On another note, I'm finding that giving feedback during the challenge and writing the review afterward is both a lot of work, and sometimes repetitive. I enjoy them both, but was lucky to have enough time to get this out by Tuesday evening. It's a bit too much and we want to be wary of overextending ourselves where we've made commitments because that leads to burn-out. I don't want to burn out doing this, I want to keep it going. So, I'm opening up discussion: If you have suggestions how I can keep WAC going with a less brutal time commitment on my end, I'd love to hear them. If the only solution were to choose between offering feedback or doing the review, which would you miss more?


  1. I'd vote for a wrap up and comments on the master thread. The card by card renders are cool, but a bit repetitive. As long as every card receives feedback, a highlight reel is all that's needed.

    1. Also, a better template for my card:

      Path of the Palace 1RW
      Legendary Enchantment - Aura (R)
      Enchant Land
      Enchanted land does not untap during its controller's untap step.
      At the beginning of your upkeep, enchanted land's controller gains 2 life and may attach Path of the Palace to another tapped land.

    2. I'm with Wobbles. The renders are nice, but I'd prefer the feedback from everybody.

  2. A lot of people submitted World Turtles! Looks like mine got lost in the mix.

    1. Sorry. More likely when names match exactly. Fixing now.

    2. We all missed the opportunity to design Turtle World (Enchantment).

    3. All creatures lose all abilities and are 1/4 Turtle creatures with ninjitsu.

    4. Creatures on the battlefield are Mutant Turtles in addition to their other types.

      Creature cards in each player's hand gain Ninjutsu 4. (4, return an unblocked attacking creature to hand: Put this card onto the battlefield tapped and attacking.)

  3. I can't blame you for only wanting to do one. Just last week I was thinking "wow, it would be fun to lead a Weekend Art Challenge" followed almost immediately by "Oh god, I'd ahve to do all the renders, screw that!"

    So, you have my full support on dropping one, and I think the wrapup with the renders is definitely what I would vote to lose!

  4. I love the renders. They're a great way of providing closure to the weekend and having a nice clean way to end the discussion. I wish there were some way we could channel all the WAC energy into a bigger project where our work could carry over from one week to the next. (Perhaps Tesla can be that project, though I worry the mecha may be a design dead end.)

    1. I think the problem with that is it requires a lot of playtesting. At least in my case, my playtesting time is pretty much entirely eaten up by development of my own game.

      I don't know for sure, but I suspect most people here aren't anxious to do much playtesting either (no where near the amount that really making this kind of game takes).

    2. The playtesting problem has been a recurring problem for me. I've kind of hit a wall with Suvnica where the natural progression of the project wants us to choose guild mechanics, which requires playtesting.

      Hopefully, I think we've stumbled on a solution that will help with playtesting both in Suvnica and in Tesla. More details possibly to come soon.

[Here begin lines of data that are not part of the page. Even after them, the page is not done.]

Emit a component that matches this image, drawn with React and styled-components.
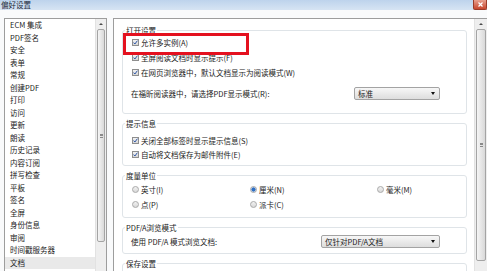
import React from 'react';
import styled, { createGlobalStyle } from 'styled-components';

const GlobalStyle = createGlobalStyle`
  html, body {
    margin: 0;
    padding: 0;
    overflow: hidden;
  }
  body {
    font-family: "Noto Sans CJK SC", "Noto Sans", sans-serif;
    color: #1a1a1a;
  }
`;

const Window = styled.div`
  width: 487px;
  height: 271px;
  display: flex;
  flex-direction: column;
  background: #f9fafb;
  overflow: hidden;
`;

const TitleBar = styled.div`
  height: 10px;
  flex: none;
  display: flex;
  align-items: center;
  justify-content: space-between;
  background: linear-gradient(#bdd3ec, #d6e4f3);
  font-size: 7.5px;
  line-height: 10px;
`;

const Title = styled.span`
  margin-left: 1px;
  color: #1e2a3a;
`;

const CloseButton = styled.div`
  width: 12px;
  height: 9px;
  align-self: flex-start;
  border-radius: 0 0 2px 2px;
  background: linear-gradient(#e8a08f, #c8472e);
  border: 1px solid #9b3b28;
  border-top: none;
  display: flex;
  align-items: center;
  justify-content: center;
`;

const Body = styled.div`
  flex: 1;
  min-height: 0;
  display: flex;
  gap: 6px;
  padding: 8px 0 0 4px;
`;

const Sidebar = styled.div`
  width: 103px;
  box-sizing: border-box;
  flex: none;
  display: flex;
  background: #fff;
  border: 1px solid #9d9d9d;
  border-bottom: none;
`;

const List = styled.div`
  flex: 1;
  display: flex;
  flex-direction: column;
`;

const ListItem = styled.div`
  height: 12.5px;
  line-height: 12.5px;
  font-size: 7.5px;
  padding-left: 5px;
  white-space: nowrap;
  background: ${(p) => (p.$selected ? '#e9e9e9' : 'transparent')};
`;

const ScrollTrack = styled.div`
  width: ${(p) => p.$w}px;
  flex: none;
  display: flex;
  flex-direction: column;
  background: #eeeeee;
  border-left: 1px solid #e2e2e2;
`;

const ScrollArrow = styled.div`
  height: 10px;
  flex: none;
  display: flex;
  align-items: center;
  justify-content: center;
  &::after {
    content: '';
    border-left: 2px solid transparent;
    border-right: 2px solid transparent;
    border-bottom: 2.5px solid #4a4a4a;
  }
`;

const ScrollThumb = styled.div`
  height: ${(p) => p.$h}px;
  margin: 0 1px;
  box-sizing: border-box;
  border: 1px solid #a4a4a4;
  border-radius: 2px;
  background: linear-gradient(90deg, #f5f5f5, #d9d9d9);
  display: flex;
  align-items: center;
  justify-content: center;
`;

const Grip = styled.div`
  width: 3px;
  height: 4px;
  background: repeating-linear-gradient(#8a8a8a 0 1px, transparent 1px 1.5px);
`;

const MainPanel = styled.div`
  flex: 1;
  display: flex;
  background: #fff;
  border: 1px solid #9d9d9d;
  border-right: none;
  border-bottom: none;
  min-width: 0;
`;

const Content = styled.div`
  flex: 1;
  display: flex;
  flex-direction: column;
  gap: 9px;
  padding: 11px 7px 0 8px;
  min-width: 0;
`;

const Group = styled.div`
  position: relative;
  flex: none;
  border: 1px solid #dfe4e8;
  border-radius: 3px;
  padding: ${(p) => p.$pt}px 0 ${(p) => p.$pb}px 9px;
  display: flex;
  flex-direction: column;
`;

const Legend = styled.span`
  position: absolute;
  top: -6px;
  left: 2px;
  padding: 0 1px;
  background: #fff;
  font-size: 7.5px;
  line-height: 11px;
  white-space: nowrap;
`;

const Highlight = styled.div`
  position: absolute;
  left: 0;
  top: 2px;
  width: 126px;
  height: 22px;
  box-sizing: border-box;
  border: 3px solid #e4111f;
  pointer-events: none;
`;

const CheckRow = styled.div`
  height: ${(p) => p.$h || 15}px;
  display: flex;
  align-items: center;
  gap: 2px;
  font-size: 7.5px;
  white-space: nowrap;
`;

const Box = styled.span`
  width: 7px;
  height: 7px;
  box-sizing: border-box;
  border: 1px solid #8e8e8e;
  background: linear-gradient(#f2f2f2, #d6d6d6);
  display: flex;
  align-items: center;
  justify-content: center;
  flex: none;
`;

const ComboRow = styled.div`
  height: 13px;
  margin-top: ${(p) => p.$mt || 0}px;
  margin-left: -1px;
  padding-right: 26px;
  display: flex;
  align-items: center;
  font-size: 7.5px;
  white-space: nowrap;
`;

const ComboLabel = styled.span`
  flex: 1;
`;

const Select = styled.div`
  width: ${(p) => p.$w}px;
  height: 13px;
  box-sizing: border-box;
  border: 1px solid #a3a3a3;
  border-radius: 2px;
  background: linear-gradient(#f7f7f7, #dddddd);
  display: flex;
  align-items: center;
  justify-content: space-between;
  padding: 0 4px 0 3px;
  font-size: 7.5px;
  &::after {
    content: '';
    border-left: 2.5px solid transparent;
    border-right: 2.5px solid transparent;
    border-top: 3px solid #111;
  }
`;

const RadioGrid = styled.div`
  display: grid;
  grid-template-columns: 118px 127px auto;
  grid-auto-rows: 15px;
`;

const RadioItem = styled.div`
  display: flex;
  align-items: center;
  gap: 2px;
  font-size: 7.5px;
  white-space: nowrap;
`;

const Dot = styled.span`
  width: 7px;
  height: 7px;
  box-sizing: border-box;
  border-radius: 50%;
  border: 1px solid #a9a9a9;
  background: ${(p) =>
    p.$on
      ? 'radial-gradient(circle, #2f6fc4 0 1.8px, #c9d9ee 2.3px)'
      : 'linear-gradient(#f2f2f2, #d8d8d8)'};
  flex: none;
`;

const Check = () => (
  <Box>
    <svg width="5" height="5" viewBox="0 0 5 5">
      <path d="M0.6 2.6 L1.9 4 L4.4 0.7" fill="none" stroke="#2c55a6" strokeWidth="1" />
    </svg>
  </Box>
);

const items = [
  'ECM 集成', 'PDF签名', '安全', '表单', '常规', '创建PDF', '打印', '访问', '更新', '朗读',
  '历史记录', '内容订阅', '拼写检查', '平板', '签名', '全屏', '身份信息', '审阅', '时间戳服务器', '文档',
];

const Scrollbar = ({ w, thumb }) => (
  <ScrollTrack $w={w}>
    <ScrollArrow />
    <ScrollThumb $h={thumb}>
      <Grip />
    </ScrollThumb>
  </ScrollTrack>
);

export default function App() {
  return (
    <Window>
      <GlobalStyle />
      <TitleBar>
        <Title>偏好设置</Title>
        <CloseButton>
          <svg width="5" height="5" viewBox="0 0 5 5">
            <path d="M0.5 0.5 L4.5 4.5 M4.5 0.5 L0.5 4.5" stroke="#fff" strokeWidth="1.2" />
          </svg>
        </CloseButton>
      </TitleBar>
      <Body>
        <Sidebar>
          <List>
            {items.map((t, i) => (
              <ListItem key={t} $selected={i === items.length - 1}>{t}</ListItem>
            ))}
          </List>
          <Scrollbar w={10} thumb={213} />
        </Sidebar>
        <MainPanel>
          <Content>
            <Group $pt={4} $pb={13}>
              <Legend>打开设置</Legend>
              <Highlight />
              <CheckRow><Check />允许多实例(A)</CheckRow>
              <CheckRow><Check />全屏阅读文档时显示提示(F)</CheckRow>
              <CheckRow><Check />在网页浏览器中，默认文档显示为阅读模式(W)</CheckRow>
              <ComboRow $mt={7}>
                <ComboLabel>在福昕阅读器中，请选择PDF显示模式(R):</ComboLabel>
                <Select $w={86}>标准</Select>
              </ComboRow>
            </Group>
            <Group $pt={9} $pb={4}>
              <Legend>提示信息</Legend>
              <CheckRow $h={14}><Check />关闭全部标签时显示提示信息(S)</CheckRow>
              <CheckRow $h={14}><Check />自动将文档保存为邮件附件(E)</CheckRow>
            </Group>
            <Group $pt={6} $pb={5}>
              <Legend>度量单位</Legend>
              <RadioGrid>
                <RadioItem><Dot />英寸(I)</RadioItem>
                <RadioItem><Dot $on />厘米(N)</RadioItem>
                <RadioItem><Dot />毫米(M)</RadioItem>
                <RadioItem><Dot />点(P)</RadioItem>
                <RadioItem><Dot />派卡(C)</RadioItem>
              </RadioGrid>
            </Group>
            <Group $pt={7} $pb={5}>
              <Legend>PDF/A浏览模式</Legend>
              <ComboRow>
                <ComboLabel>使用 PDF/A 模式浏览文档:</ComboLabel>
                <Select $w={119}>仅针对PDF/A文档</Select>
              </ComboRow>
            </Group>
            <Group $pt={8} $pb={20}>
              <Legend>保存设置</Legend>
            </Group>
          </Content>
          <Scrollbar w={12} thumb={232} />
        </MainPanel>
      </Body>
    </Window>
  );
}
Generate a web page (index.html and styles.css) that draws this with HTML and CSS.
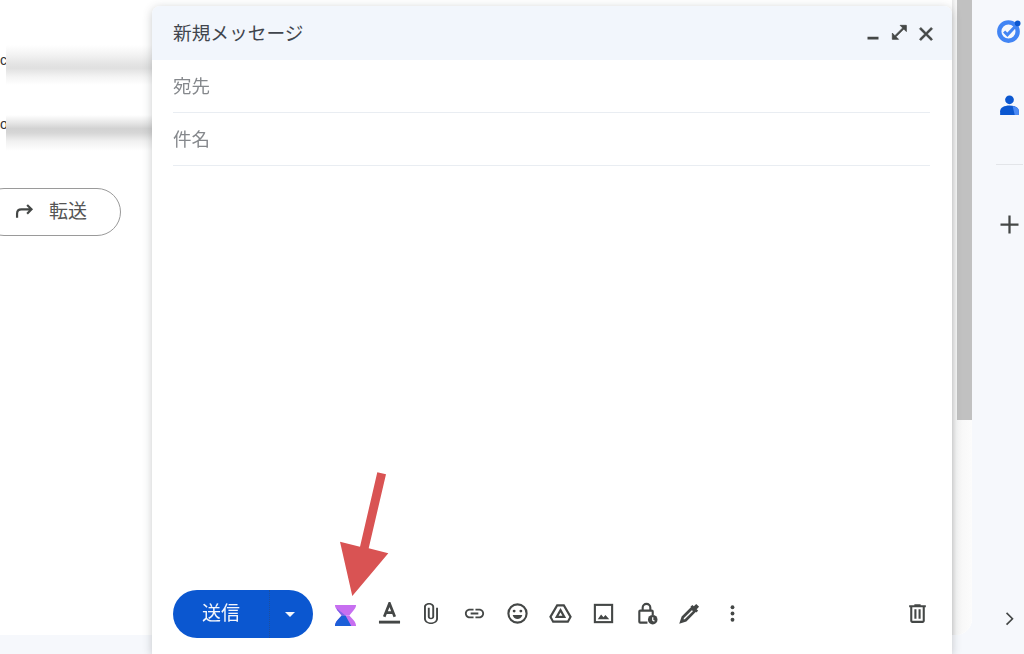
FILE: index.html
```html
<!DOCTYPE html>
<html lang="ja">
<head>
<meta charset="utf-8">
<title>新規メッセージ</title>
<link rel="stylesheet" href="styles.css">
</head>
<body>
<div class="page">
  <div class="main">
    <div class="mail">
      <div class="mail-row first"><span class="letter">c</span><div class="smear"></div></div>
      <div class="mail-row second"><span class="letter low">o</span><div class="smear dark"></div></div>
      <div class="forward">
        <svg class="forward-icon" viewBox="0 0 24 24"><path d="M3.500 19v-4.500c0-3 2-5 5-5H20M15 4.500l5 5-5 5"/></svg>
        <span class="forward-label">転送</span>
      </div>
    </div>
    <div class="scrollbar"><div class="thumb"></div></div>
  </div>
  <aside class="rail">
    <svg class="rail-icon tasks" viewBox="0 0 24 24">
      <circle cx="11.500" cy="12.500" r="8.500" class="tasks-ring"/>
      <path d="M7.500 12.500l3 3 7-7.500" class="tasks-check"/>
      <circle cx="20" cy="5" r="2.600" fill="#0b57d0"/>
    </svg>
    <svg class="rail-icon person" viewBox="0 0 24 24">
      <circle cx="12" cy="6.500" r="4.200" fill="#0b57d0"/>
      <path d="M3 21v-3.500C3 14 7 12 12 12s9 2 9 5.500V21z" fill="#0b57d0"/>
      <path d="M15 12.500c3.500.6 6 2.400 6 5V21h-4z" fill="#4c8bf5"/>
    </svg>
    <div class="rail-divider"></div>
    <svg class="rail-icon plus" viewBox="0 0 24 24"><path d="M20 13h-7v7h-2v-7H4v-2h7V4h2v7h7z"/></svg>
    <svg class="rail-icon chevron" viewBox="0 0 24 24"><path d="M8.600 5.400L10 4l8 8-8 8-1.400-1.400L15.200 12z"/></svg>
  </aside>

  <section class="compose">
    <header class="compose-head">
      <span class="compose-title">新規メッセージ</span>
      <div class="head-icons">
        <span class="head-cell"><svg class="head-icon big" viewBox="0 0 24 24"><path d="M6 15h12v3H6z"/></svg></span>
        <span class="head-cell"><svg class="head-icon heavy" viewBox="0 0 24 24"><path d="M21 11V3h-8l3.290 3.290-10 10L3 13v8h8l-3.290-3.290 10-10z"/></svg></span>
        <span class="head-cell"><svg class="head-icon big heavy" viewBox="0 0 24 24"><path d="M19 6.410L17.590 5 12 10.590 6.410 5 5 6.410 10.590 12 5 17.590 6.410 19 12 13.410 17.590 19 19 17.590 13.410 12z"/></svg></span>
      </div>
    </header>
    <div class="field">宛先</div>
    <div class="field">件名</div>
    <div class="body-area"></div>
    <footer class="toolbar">
      <div class="send">
        <span class="send-label">送信</span>
        <span class="send-more"><span class="caret"></span></span>
      </div>
      <div class="tools">
        <span class="tool hourglass">
          <svg class="icon" viewBox="0 0 24 24">
            <path d="M1 1h22c0 2-1 4-2.500 5.500L16 12H8L3.500 6.500C2 5 1 3 1 1z" fill="#c76ff0"/>
            <path d="M8 12L3.500 6.500 2.500 4.500 12 12z" fill="#7f64e6"/>
            <path d="M8 12l-4.500 5C2 18.500 1 21 1 23h22c0-2-1-4.500-2.500-6L16 12z" fill="#c76ff0"/>
            <path d="M8 12l-4.500 5C2 18.500 1 21 1 23h17l-6-11z" fill="#1c5fd8"/>
          </svg>
        </span>
        <span class="tool letter-tool">
          <svg class="icon" viewBox="0 0 24 24">
            <path d="M6.500 15.500L12 1.500l5.500 14M8.300 11h7.400" class="line bold"/>
            <path d="M1 19.500h22v3H1z"/>
          </svg>
        </span>
        <span class="tool">
          <svg class="icon clip" viewBox="7 1 11 22" preserveAspectRatio="none"><path d="M16.500 6v11.500c0 2.210-1.790 4-4 4s-4-1.790-4-4V5c0-1.380 1.120-2.500 2.500-2.500s2.500 1.120 2.500 2.500v10.500c0 .55-.45 1-1 1s-1-.45-1-1V6H10v9.500c0 1.380 1.120 2.500 2.500 2.500s2.500-1.120 2.500-2.500V5c0-2.210-1.790-4-4-4S7 2.790 7 5v12.500c0 3.040 2.460 5.500 5.500 5.500s5.500-2.460 5.500-5.500V6h-1.500z"/></svg>
        </span>
        <span class="tool">
          <svg class="icon" viewBox="0 0 24 24"><path d="M3.900 12c0-1.710 1.390-3.100 3.100-3.100h4V7H7c-2.760 0-5 2.240-5 5s2.240 5 5 5h4v-1.900H7c-1.710 0-3.100-1.390-3.100-3.100zM8 13h8v-2H8v2zm9-6h-4v1.900h4c1.710 0 3.100 1.390 3.100 3.100s-1.390 3.100-3.100 3.100h-4V17h4c2.760 0 5-2.240 5-5s-2.240-5-5-5z"/></svg>
        </span>
        <span class="tool">
          <svg class="icon" viewBox="0 0 24 24">
            <circle cx="12" cy="12" r="9.500" class="line"/>
            <circle cx="8.500" cy="9.500" r="1.500"/><circle cx="15.500" cy="9.500" r="1.500"/>
            <path d="M7 13.500h10c-.6 2.600-2.600 4.200-5 4.200s-4.400-1.600-5-4.200z"/>
          </svg>
        </span>
        <span class="tool">
          <svg class="icon" viewBox="0 0 24 24">
            <path d="M8.500 3.500h7l7 12-2.800 5H4.300l-2.800-5z" class="line"/>
            <path d="M12 8.500l4 7H8z" class="line"/>
          </svg>
        </span>
        <span class="tool">
          <svg class="icon" viewBox="0 0 24 24">
            <rect x="3" y="3" width="18" height="18" class="line"/>
            <path d="M6 18l3.500-5 2.500 3 2-2.500 4 4.500z"/>
          </svg>
        </span>
        <span class="tool">
          <svg class="icon" viewBox="0 0 24 24">
            <path d="M8 9V6a4 4 0 0 1 8 0v3" class="line"/>
            <path d="M13 21.500H5.500a1 1 0 0 1-1-1V10a1 1 0 0 1 1-1h12a1 1 0 0 1 1 1v3.500" class="line"/>
            <circle cx="18.500" cy="18.500" r="5"/>
            <path d="M18.500 16v3l1.800 1" class="clock"/>
          </svg>
        </span>
        <span class="tool">
          <svg class="icon" viewBox="0 0 24 24">
            <path d="M14.500 6.500l3 3L8 19l-4.500 1.500L5 16z" class="line bold"/>
            <path d="M13 5l2-2 1.500 1.500L19 2l3 3-2.500 2.500L21 9l-2 2z"/>
          </svg>
        </span>
        <span class="tool">
          <svg class="icon" viewBox="0 0 24 24"><circle cx="12" cy="5.500" r="2"/><circle cx="12" cy="12" r="2"/><circle cx="12" cy="18.500" r="2"/></svg>
        </span>
      </div>
      <span class="tool trash">
        <svg class="icon trash-icon" viewBox="0 0 24 24"><path d="M15 4V3H9v1H4v2h1v13c0 1.100.9 2 2 2h10c1.100 0 2-.9 2-2V6h1V4h-5zm2 15H7V6h10v13zM9 8h2v9H9zm4 0h2v9h-2z"/></svg>
      </span>
    </footer>
  </section>

  <svg class="arrow" viewBox="0 0 60 130">
    <path d="M38.300 2.300L47 4.300 29.700 78.300 49.300 83.300 13.300 126 1 71.700 21 76.700z"/>
  </svg>
</div>
</body>
</html>
```
FILE: styles.css
```css
* { box-sizing: border-box; }
html, body { margin: 0; height: 100%; overflow: hidden; }
body {
  background: #f6f8fc;
  font-family: "Noto Sans CJK JP", "Liberation Sans", sans-serif;
  color: #444746;
}
.page { position: relative; display: flex; height: 654px; overflow: hidden; filter: blur(.35px); }

.main {
  flex: 1;
  display: flex;
  height: 635px;
  background: #fff;
  border-bottom-right-radius: 16px;
  overflow: hidden;
}
.mail { flex: 1; padding-top: 45px; overflow: hidden; }
.mail-row { display: flex; align-items: stretch; height: 40px; }
.mail-row.second { height: 36px; margin-top: 30px; }
.letter {
  width: 7px;
  flex: none;
  font: 14px/30px "Liberation Sans", sans-serif;
  color: #333;
}
.letter.low { line-height: 18px; }
.smear {
  width: 146px;
  margin-left: -1px;
  background: linear-gradient(#fff, #f4f4f4 22%, #e4e4e4 48%, #e0e0e0 58%, #f4f4f4 80%, #fff);
}
.smear.dark { background: linear-gradient(#fff, #e6e6e6 22%, #d2d2d2 38%, #d6d6d6 50%, #f0f0f0 72%, #fff); }

.forward {
  display: flex;
  align-items: center;
  gap: 14px;
  width: 141px;
  height: 48px;
  margin: 37px 0 0 -20px;
  padding-left: 33px;
  padding-bottom: 2px;
  border: 1px solid #9a9a9a;
  border-radius: 24px;
  background: #fff;
  font-size: 19px;
  color: #555;
}
.forward-label { margin-bottom: 3px; }
.forward-icon { width: 21px; height: 21px; fill: none; stroke: #444746; stroke-width: 2.500; }

.scrollbar {
  width: 20px;
  padding-left: 5px;
  background: linear-gradient(90deg, #e6e6e6, #f6f6f6 4px, #fcfcfc);
}
.thumb { width: 15px; height: 420px; background: #c1c1c1; }

.rail {
  position: relative;
  width: 52px;
  display: flex;
  flex-direction: column;
  align-items: center;
  padding: 18px 0 0 22px;
}
.rail-icon { display: block; flex: none; fill: #444746; }
.tasks { width: 26px; height: 26px; }
.tasks-ring { fill: none; stroke: #4285f4; stroke-width: 4; }
.tasks-check { fill: none; stroke: #4285f4; stroke-width: 2.800; }
.person { width: 25px; height: 27px; margin-top: 47.500px; }
.rail-divider { flex: none; width: 27px; height: 1px; margin-top: 45.500px; background: #e3e5e9; }
.plus { width: 27px; height: 27px; margin-top: 45.500px; }
.chevron { width: 19.500px; height: 19.500px; margin: 371.750px 0 0 -1px; }

.compose {
  position: absolute;
  left: 152px;
  top: 6px;
  bottom: 0;
  width: 800px;
  display: flex;
  flex-direction: column;
  background: #fff;
  border-radius: 8px 8px 0 0;
  box-shadow: 0 2px 10px rgba(60, 64, 67, .28);
}
.compose-head {
  display: flex;
  align-items: center;
  justify-content: space-between;
  height: 54px;
  padding: 0 13.250px 0 21px;
  background: #f2f6fc;
  border-radius: 8px 8px 0 0;
}
.compose-title { font-size: 18.700px; color: #41454d; margin-bottom: 4px; }
.head-icons { display: flex; margin-top: 1px; }
.head-cell { width: 26.500px; display: flex; justify-content: center; }
.head-icon { width: 18.700px; height: 18.700px; fill: #444746; }
.head-icon.big { width: 22px; height: 22px; flex: none; }
.head-icon.heavy { stroke: #444746; stroke-width: 1; }

.field {
  display: flex;
  align-items: center;
  height: 53px;
  margin: 0 22px 0 21px;
  border-bottom: 1px solid #e9edf2;
  padding-bottom: 3px;
  font-size: 18.500px;
  color: #85888c;
}
.body-area { flex: 1; }

.toolbar {
  display: flex;
  align-items: center;
  height: 48px;
  margin: 0 22px 16px 21px;
}
.send {
  display: flex;
  flex: none;
  width: 140px;
  height: 48px;
  border-radius: 24px;
  background: #0b57d0;
  color: #f4f6fb;
  font-size: 19px;
  overflow: hidden;
}
.send-label {
  width: 97px;
  line-height: 44px;
  text-align: center;
  border-right: 1px dotted #1d4f9e;
}
.send-more { flex: 1; display: flex; align-items: center; justify-content: center; padding-right: 4px; }
.caret {
  width: 0;
  height: 0;
  border-left: 5px solid transparent;
  border-right: 5px solid transparent;
  border-top: 5.500px solid #f4f6fb;
  margin-top: 1px;
}
.tools { display: flex; margin: -2px 0 0 10.500px; flex: 1; }
.tool { width: 43px; height: 48px; flex: none; display: flex; align-items: center; justify-content: center; }
.tool.hourglass { padding-top: 5px; }
.tool.letter-tool { padding-left: 2px; }
.icon { width: 23px; height: 23px; flex: none; fill: #444746; }
.icon.clip { width: 14px; height: 21px; }
.line { fill: none; stroke: #444746; stroke-width: 2.200; }
.line.bold { stroke-width: 2.800; }
.clock { fill: none; stroke: #fff; stroke-width: 1.300; }
.trash { width: 25px; margin-top: -2px; }
.icon.trash-icon { width: 25px; height: 25px; }

.arrow {
  position: absolute;
  left: 339px;
  top: 470px;
  width: 60px;
  height: 130px;
  fill: #d95353;
}
```
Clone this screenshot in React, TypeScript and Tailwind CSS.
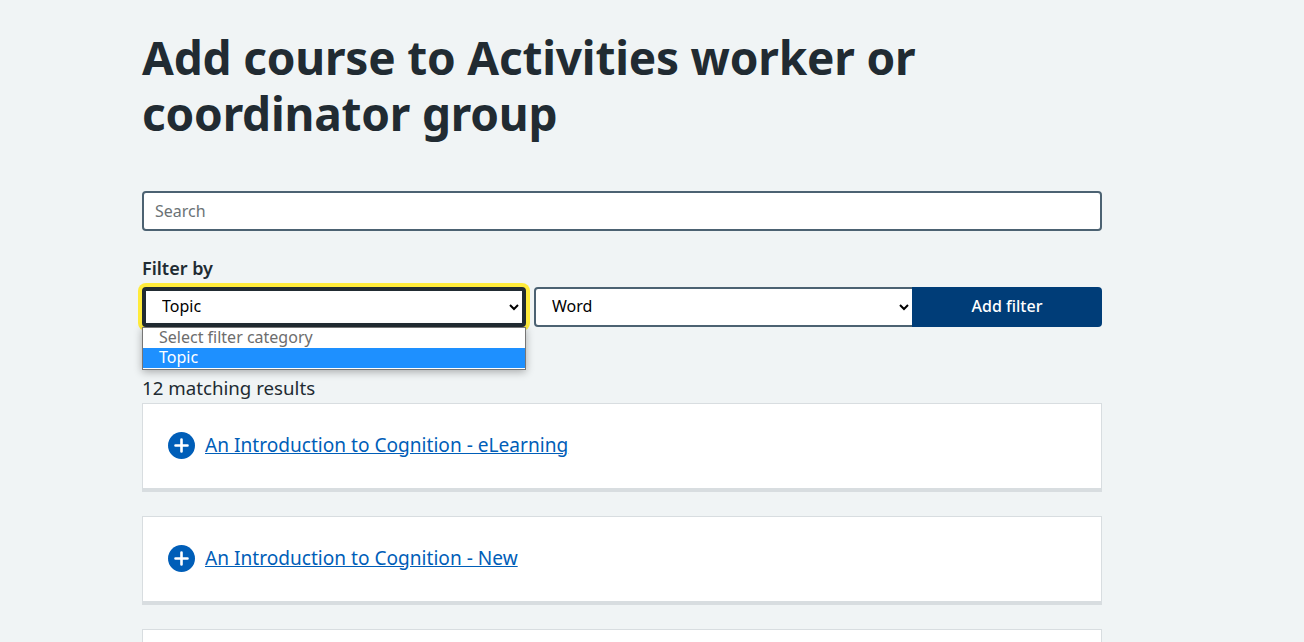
import React from "react";

function Card({ title }: { title: string }) {
  return (
    <div className="mb-6 h-[89px] bg-white border border-[#d8dde0] border-b-4 flex items-center pl-[25px] pb-[3px]">
      <svg width="27" height="27" viewBox="0 0 27 27" className="mr-[10px] mt-[2px] shrink-0">
        <circle cx="13.5" cy="13.5" r="13.5" fill="#005eb8" />
        <path d="M13.5 7.5v12M7.5 13.5h12" stroke="#fff" strokeWidth="2.6" strokeLinecap="round" />
      </svg>
      <a href="#" className="text-[19.1px] leading-[28px] text-[#005eb8] underline">{title}</a>
    </div>
  );
}

export default function App() {
  return (
    <div className="h-[642px] overflow-hidden bg-[#f0f4f5] text-[#212b32] font-['Noto_Sans',sans-serif]">
      <div className="w-[960px] ml-[142px]">
        <h1 className="pt-[29px] text-[46px] leading-[56px] font-bold tracking-[-0.2px] text-[#212b32]">
          Add course to Activities worker or coordinator group
        </h1>
        <input
          placeholder="Search"
          className="block mt-[50px] w-full h-[40px] bg-white border-2 border-[#4c6272] rounded-[4px] px-[11px] text-[16px] placeholder:text-[#6b7275]"
        />
        <div className="mt-[25px] text-[18px] leading-[24px] font-semibold">Filter by</div>
        <div className="relative mt-[7px] flex h-[40px]">
          <select
            defaultValue="Topic"
            className="w-[384px] h-[40px] mr-[8px] bg-white border-4 border-[#212b32] rounded-[4px] pl-[12px] pr-1 pb-[2px] text-[16px] text-black shadow-[0_0_0_4px_#ffeb3b]"
          >
            <option>Select filter category</option>
            <option>Topic</option>
          </select>
          <select className="flex-1 h-[40px] bg-white border-2 border-[#4c6272] rounded-l-[4px] pl-[12px] pb-[2px] text-[16px] text-black">
            <option>Word</option>
          </select>
          <button className="relative w-[190px] h-[40px] -ml-[2px] pb-[2px] bg-[#003d78] text-white text-[16px] font-medium rounded-r-[4px]">
            Add filter
          </button>
          <div className="absolute left-0 top-[40px] w-[384px] h-[43px] bg-white border border-[#767676] shadow-[0_2px_8px_rgba(0,0,0,0.3)] text-[16px] leading-[18px] z-10">
            <div className="pl-4 h-[20px] text-[#6d6d6d]">Select filter category</div>
            <div className="pl-4 h-[20px] bg-[#1e90ff] text-white">Topic</div>
          </div>
        </div>
        <div className="mt-[49px] mb-[3px] text-[18.7px] leading-[24px]">12 matching results</div>
        <Card title="An Introduction to Cognition - eLearning" />
        <Card title="An Introduction to Cognition - New" />
        <Card title="" />
      </div>
    </div>
  );
}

    3. I would love if we had a challenge to design a booster pack over 15 challenges, card by card, for a fictitious set.

    4. Even without playtesting—if we were just filling the initial common list out, for example—we'd still have to choose which submissions make the cut and which don't, which is more judgment than I've been happy doling out. That said, it could be mighty interesting. Tesla is Jules' baby now, but I do have an idea for at least one WAC from this.

    5. If I did that it would go this way:

      Week 1: Design a red common creature showcasing one of the 2 new mechanics of the set we are based on. Here is the art, go.

      Then after feedback, present you 3 favorite cards, do a pool.

      Week 2: Design a common green enchantment that hoses flying that fits this art. In the set we already have (the card that was voted on last time). Go.

  5. FWIW, I like the renders too. I do think that the feedback over the weekend is much more valuable (incremental development trumps a single critique without further opportunity to follow up), but having the final submission discussed in the larger context of the challenge and other people's submissions does give a great alternate perspective than the feedback doled out over the weekend.

  6. Personally I would miss either one. I believe that the renders and the combined discussion is a very good idea to have.

    My proposals:

    a) I could do the renders, upload them on google drive and Jay only has to put them on the blog and comment.
    b) We shift this to a google groups thing, where we have more control on the comments and discussions, and anyone who makes his own render can attatch it to his comment.
    c) ask for people to prepare their own render through MGE.

  7. Some sort of Multiverse presentation of comments may spread the load a little, but that also depends how it's implemented exactly.

    I too think the renders are awesome, but image-wrangling is definitely time-consuming. I personally would be willing to render mine from here on out.

    1. FWIW, I have Magic Set Editor and could do some renders as long as someone instructs me on how to upload them to the site.

    2. Hmm. I don't normally mention my site on this blog very much, but it occurs that http://magicmultiverse.net could provide exactly what Tigt is describing here. We create one cardset called "Goblin Artisans Design Challenges", with editable-by-anyone permissions; people create cards over there, and Jay and anyone else can comment and give feedback on Multiverse - that's exactly what it was designed for. It won't do full image renders itself, but it produces HTML pseudo-renders and doesn't make it any harder to create MSE renders. (And Multiverse will display those renders too if they're posted to imgur.com or something similar.)

  8. I think putting the comments on the submission thread is fine... but it is nice to see the mock-ups. alternately we can certainly deal with peer review until the final day.

  9. The good news is that we don't have to commit to anything blind. We'll try out a few new models and see how they go. Given that I've been more and more busy on weekends, it makes sense to first try keeping the review but leaving all the pre-final-submission feedback to the community. Again, if that doesn't work well, we'll try something else.

    1. I'm sure many of us are happy to keep giving people commentary on their designs over the weekend!

  10. I still cant believe how close one of us got with using Dethrone.